====== DATASET ROWS

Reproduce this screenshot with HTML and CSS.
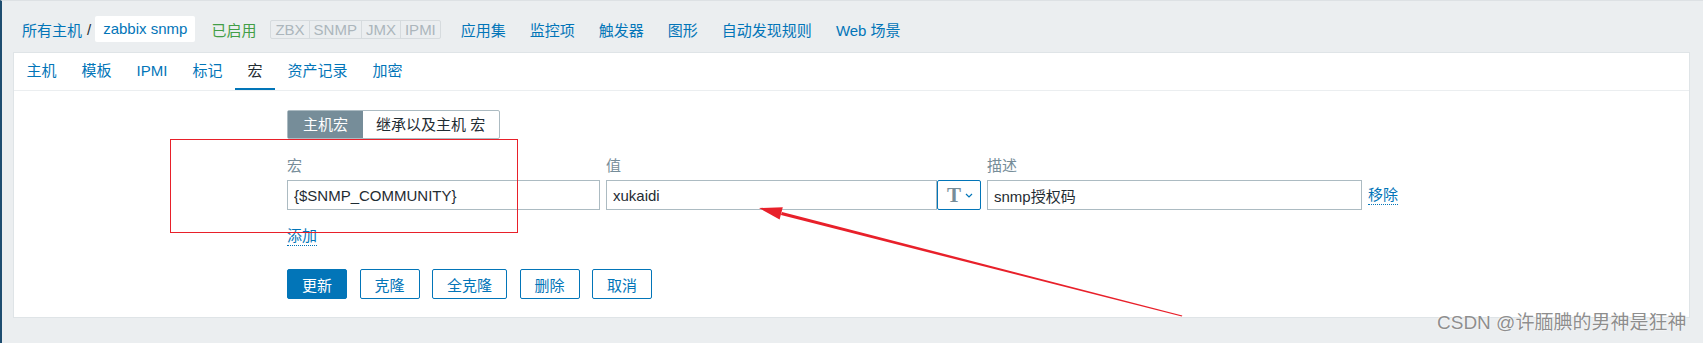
FILE: index.html
```html
<!DOCTYPE html>
<html lang="zh-CN">
<head>
    <meta charset="UTF-8">
    <meta name="viewport" content="width=device-width, initial-scale=1.0">
    <title>主机宏 - zabbix snmp</title>
    <link rel="stylesheet" href="styles.css">
</head>
<body>
    <div class="page">
        <header class="topbar">
            <a class="crumb" href="#">所有主机</a>
            <span class="crumb-sep">/</span>
            <span class="crumb-current">zabbix snmp</span>
            <span class="status-on">已启用</span>
            <span class="avail">
                <span>ZBX</span><span>SNMP</span><span>JMX</span><span>IPMI</span>
            </span>
            <a class="nav-link" href="#">应用集</a>
            <a class="nav-link" href="#">监控项</a>
            <a class="nav-link" href="#">触发器</a>
            <a class="nav-link" href="#">图形</a>
            <a class="nav-link" href="#">自动发现规则</a>
            <a class="nav-link" href="#">Web 场景</a>
        </header>

        <main class="card">
            <ul class="tabs">
                <li class="tab">主机</li>
                <li class="tab">模板</li>
                <li class="tab">IPMI</li>
                <li class="tab">标记</li>
                <li class="tab active">宏</li>
                <li class="tab">资产记录</li>
                <li class="tab">加密</li>
            </ul>

            <div class="tab-body">
                <div class="subtabs">
                    <span class="subtab current">主机宏</span>
                    <span class="subtab">继承以及主机 宏</span>
                </div>

                <div class="macro-grid">
                    <div class="col-label">宏</div>
                    <div class="col-label">值</div>
                    <div class="col-label">描述</div>
                    <div></div>

                    <input class="field" type="text" value="{$SNMP_COMMUNITY}">
                    <div class="value-cell">
                        <input class="field" type="text" value="xukaidi">
                        <button class="type-btn">
                            <span class="type-t">T</span>
                            <svg width="8" height="5" viewBox="0 0 8 5"><path d="M1 1l3 3 3-3" fill="none" stroke="#0275b8" stroke-width="1.2"/></svg>
                        </button>
                    </div>
                    <input class="field" type="text" value="snmp授权码">
                    <a class="link-action" href="#">移除</a>
                </div>

                <div class="add-row">
                    <a class="link-action" href="#">添加</a>
                </div>

                <div class="buttons">
                    <button class="btn primary">更新</button>
                    <button class="btn">克隆</button>
                    <button class="btn">全克隆</button>
                    <button class="btn">删除</button>
                    <button class="btn">取消</button>
                </div>
            </div>
        </main>
    </div>

    <!-- screenshot annotations -->
    <div class="mark-box"></div>
    <svg class="mark-arrow" width="1703" height="343" viewBox="0 0 1703 343">
        <polygon points="780.9,215 782,212 1182.3,315.4 1181.8,316.6" fill="#e8202a"/>
        <polygon points="759,208 782.8,207.2 779.6,219.6" fill="#e8202a"/>
    </svg>
    <div class="watermark">CSDN @许腼腆的男神是狂神</div>
</body>
</html>
```

FILE: styles.css
```css
body {
    margin: 0;
    padding: 0;
    background-color: #ebeef0;
    font-family: "Liberation Sans", Arial, "Noto Sans CJK SC", sans-serif;
    font-size: 15px;
    color: #1f2c33;
    width: 1703px;
    height: 343px;
    overflow: hidden;
    position: relative;
}

a {
    color: #0275b8;
    text-decoration: none;
}

.page {
    height: 342px;
    border-top: 1px solid #dde1e4;
    border-left: 2px solid #1e4d70;
}

/* header with breadcrumbs */
.topbar {
    display: flex;
    align-items: center;
    height: 46px;
    padding: 5px 0 0 20px;
    white-space: nowrap;
}

.crumb-sep {
    margin: 0 4px 0 5px;
    color: #1f2c33;
}

.crumb-current {
    background-color: #fff;
    height: 26px;
    line-height: 26px;
    padding: 0 8px;
    border-radius: 2px;
    color: #0275b8;
}

.status-on {
    margin-left: 16px;
    color: #429e47;
}

.avail {
    display: flex;
    margin-left: 14px;
    border: 1px solid #d6dbde;
    border-radius: 2px;
}

.avail span {
    padding: 0 4px;
    line-height: 17px;
    color: #acb6bc;
    border-left: 1px solid #d6dbde;
}

.avail span:first-child {
    border-left: none;
}

.nav-link {
    padding: 0 12px;
}

.avail + .nav-link {
    margin-left: 8px;
}

/* form card */
.card {
    margin: 0 13px 0 11px;
    background-color: #fff;
    border: 1px solid #dfe4e7;
    padding-bottom: 18px;
}

.tabs {
    display: flex;
    list-style: none;
    margin: 0;
    padding: 0;
    height: 37px;
    border-bottom: 1px solid #ebeef0;
}

.tab {
    padding: 0 12.5px;
    line-height: 35px;
    border-bottom: 2px solid transparent;
    color: #0275b8;
}

.tab.active {
    color: #1f2c33;
    border-bottom-color: #0275b8;
}

.tab-body {
    padding: 19px 0 0 273px;
}

.subtabs {
    display: inline-flex;
    border: 1px solid #acbbc2;
    border-radius: 2px;
}

.subtab {
    height: 27px;
    line-height: 27px;
    padding: 0 14px 0 13px;
}

.subtab.current {
    background-color: #768d99;
    color: #fff;
    padding: 0 15px;
}

.macro-grid {
    display: grid;
    grid-template-columns: 313px 375px 375px auto;
    column-gap: 6px;
    row-gap: 5px;
    margin-top: 18px;
    align-items: center;
}

.col-label {
    line-height: 18px;
    color: #768d99;
}

.field {
    box-sizing: border-box;
    height: 30px;
    width: 100%;
    margin: 0;
    padding: 0 6px;
    border: 1px solid #acbbc2;
    border-radius: 0;
    font-family: inherit;
    font-size: 15px;
    color: #1f2c33;
    background-color: #fff;
    outline: none;
}

.value-cell {
    display: flex;
}

.value-cell .field {
    flex: 1;
}

.type-btn {
    box-sizing: border-box;
    flex: 0 0 44px;
    height: 30px;
    display: flex;
    align-items: center;
    justify-content: center;
    gap: 4px;
    padding: 0 0 0 2px;
    background-color: #fff;
    border: 1px solid #0275b8;
    border-radius: 2px;
}

.type-t {
    font-family: "Liberation Serif", "DejaVu Serif", serif;
    font-weight: bold;
    font-size: 21px;
    line-height: 20px;
    color: #768d99;
}

.link-action {
    justify-self: start;
    line-height: 18px;
    border-bottom: 1px dotted #0275b8;
}

.add-row {
    display: flex;
    margin-top: 17px;
}

.buttons {
    display: flex;
    gap: 12.5px;
    margin-top: 23px;
}

.btn {
    box-sizing: border-box;
    height: 30px;
    padding: 0 14px;
    background-color: #fff;
    border: 1px solid #0275b8;
    border-radius: 2px;
    font-family: inherit;
    font-size: 15px;
    color: #0275b8;
}

.btn.primary {
    background-color: #0275b8;
    color: #fff;
}

/* red markers and watermark drawn over the screenshot */
.mark-box {
    position: absolute;
    left: 170px;
    top: 139px;
    width: 346px;
    height: 92px;
    border: 1px solid #e8202a;
}

.mark-arrow {
    position: absolute;
    left: 0;
    top: 0;
}

.watermark {
    position: absolute;
    left: 1437px;
    top: 312px;
    font-size: 19px;
    line-height: 22px;
    color: #8e8e8e;
    text-shadow: 0 0 1px #fff, 0 0 2px #fff;
    white-space: nowrap;
}
```
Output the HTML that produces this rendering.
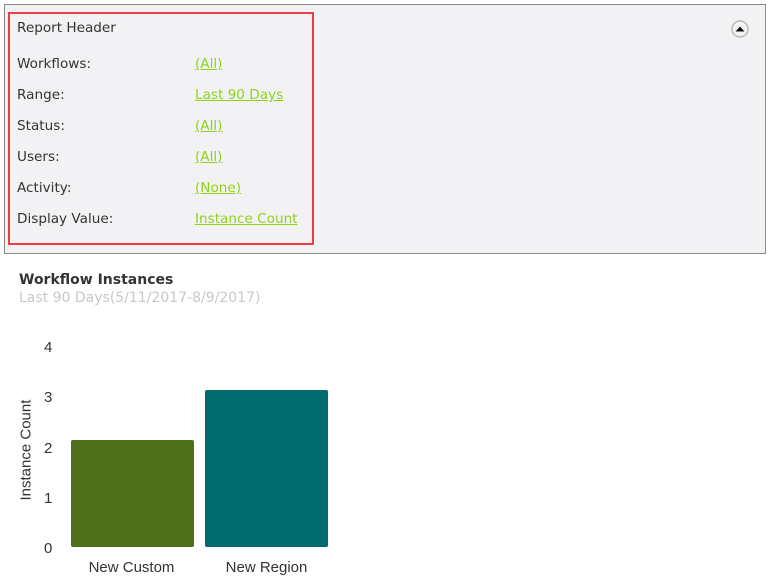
<!DOCTYPE html>
<html><head><style>
body{margin:0;width:770px;height:583px;background:#fff;position:relative;overflow:hidden;font-family:"DejaVu Sans",sans-serif;}
.a{position:absolute;white-space:nowrap}
.panel{position:absolute;left:4px;top:4px;width:760px;height:248px;border:1px solid #8a8a8a;background:#f2f2f4}
.red{position:absolute;left:8px;top:12px;width:302px;height:229px;border:2px solid #ee3e42}
.l{font-size:13.6px;color:#333}
.v{font-size:13.6px;color:#8fd21a;text-decoration:underline}
.ar{font-family:"Liberation Sans",sans-serif;font-size:15px;color:#333}
</style></head><body>
<div class="panel"></div>
<div class="red"></div>
<div class="a l" style="left:17px;top:20px">Report Header</div>
<div class="a l" style="left:17px;top:56px">Workflows:</div><div class="a v" style="left:195px;top:56px">(All)</div>
<div class="a l" style="left:17px;top:87px">Range:</div><div class="a v" style="left:195px;top:87px">Last 90 Days</div>
<div class="a l" style="left:17px;top:118px">Status:</div><div class="a v" style="left:195px;top:118px">(All)</div>
<div class="a l" style="left:17px;top:149px">Users:</div><div class="a v" style="left:195px;top:149px">(All)</div>
<div class="a l" style="left:17px;top:180px">Activity:</div><div class="a v" style="left:195px;top:180px">(None)</div>
<div class="a l" style="left:17px;top:211px">Display Value:</div><div class="a v" style="left:195px;top:211px">Instance Count</div>
<svg class="a" style="left:730px;top:19px" width="20" height="20"><circle cx="10" cy="10" r="8" fill="#f4f4f4" stroke="#b8b8b0" stroke-width="1.5"/><path d="M5.5 12.5 L10 7.5 L14.5 12.5Z" fill="#111"/></svg>
<div class="a" style="left:19px;top:272px;font-size:14px;font-weight:bold;color:#333">Workflow Instances</div>
<div class="a" style="left:19px;top:290px;font-size:14px;color:#c8c8c8">Last 90 Days(5/11/2017-8/9/2017)</div>
<div class="a ar" style="left:44px;top:339px">4</div>
<div class="a ar" style="left:44px;top:389px">3</div>
<div class="a ar" style="left:44px;top:440px">2</div>
<div class="a ar" style="left:44px;top:490px">1</div>
<div class="a ar" style="left:44px;top:540px">0</div>
<div class="a ar" style="left:-24px;top:442px;transform:rotate(-90deg);width:100px;text-align:center">Instance Count</div>
<div class="a" style="left:71px;top:440px;width:123px;height:107px;background:#4f6f1a;border-radius:2px"></div>
<div class="a" style="left:205px;top:390px;width:123px;height:157px;background:#006a6c;border-radius:2px"></div>
<div class="a ar" style="left:70px;top:559px;width:123px;text-align:center">New Custom</div>
<div class="a ar" style="left:205px;top:559px;width:123px;text-align:center">New Region</div>
</body></html>
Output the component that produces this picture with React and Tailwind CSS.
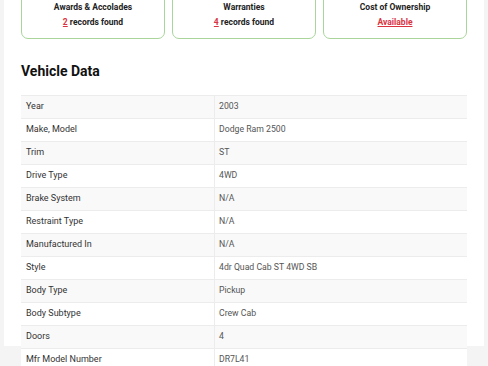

============

WHAT IS BEING ASKED: All lines above with "that" in them should be returned.

EXPECTED OUTPUT:
Output the HTML that produces this rendering.
Output the component that produces this picture with React and Tailwind CSS.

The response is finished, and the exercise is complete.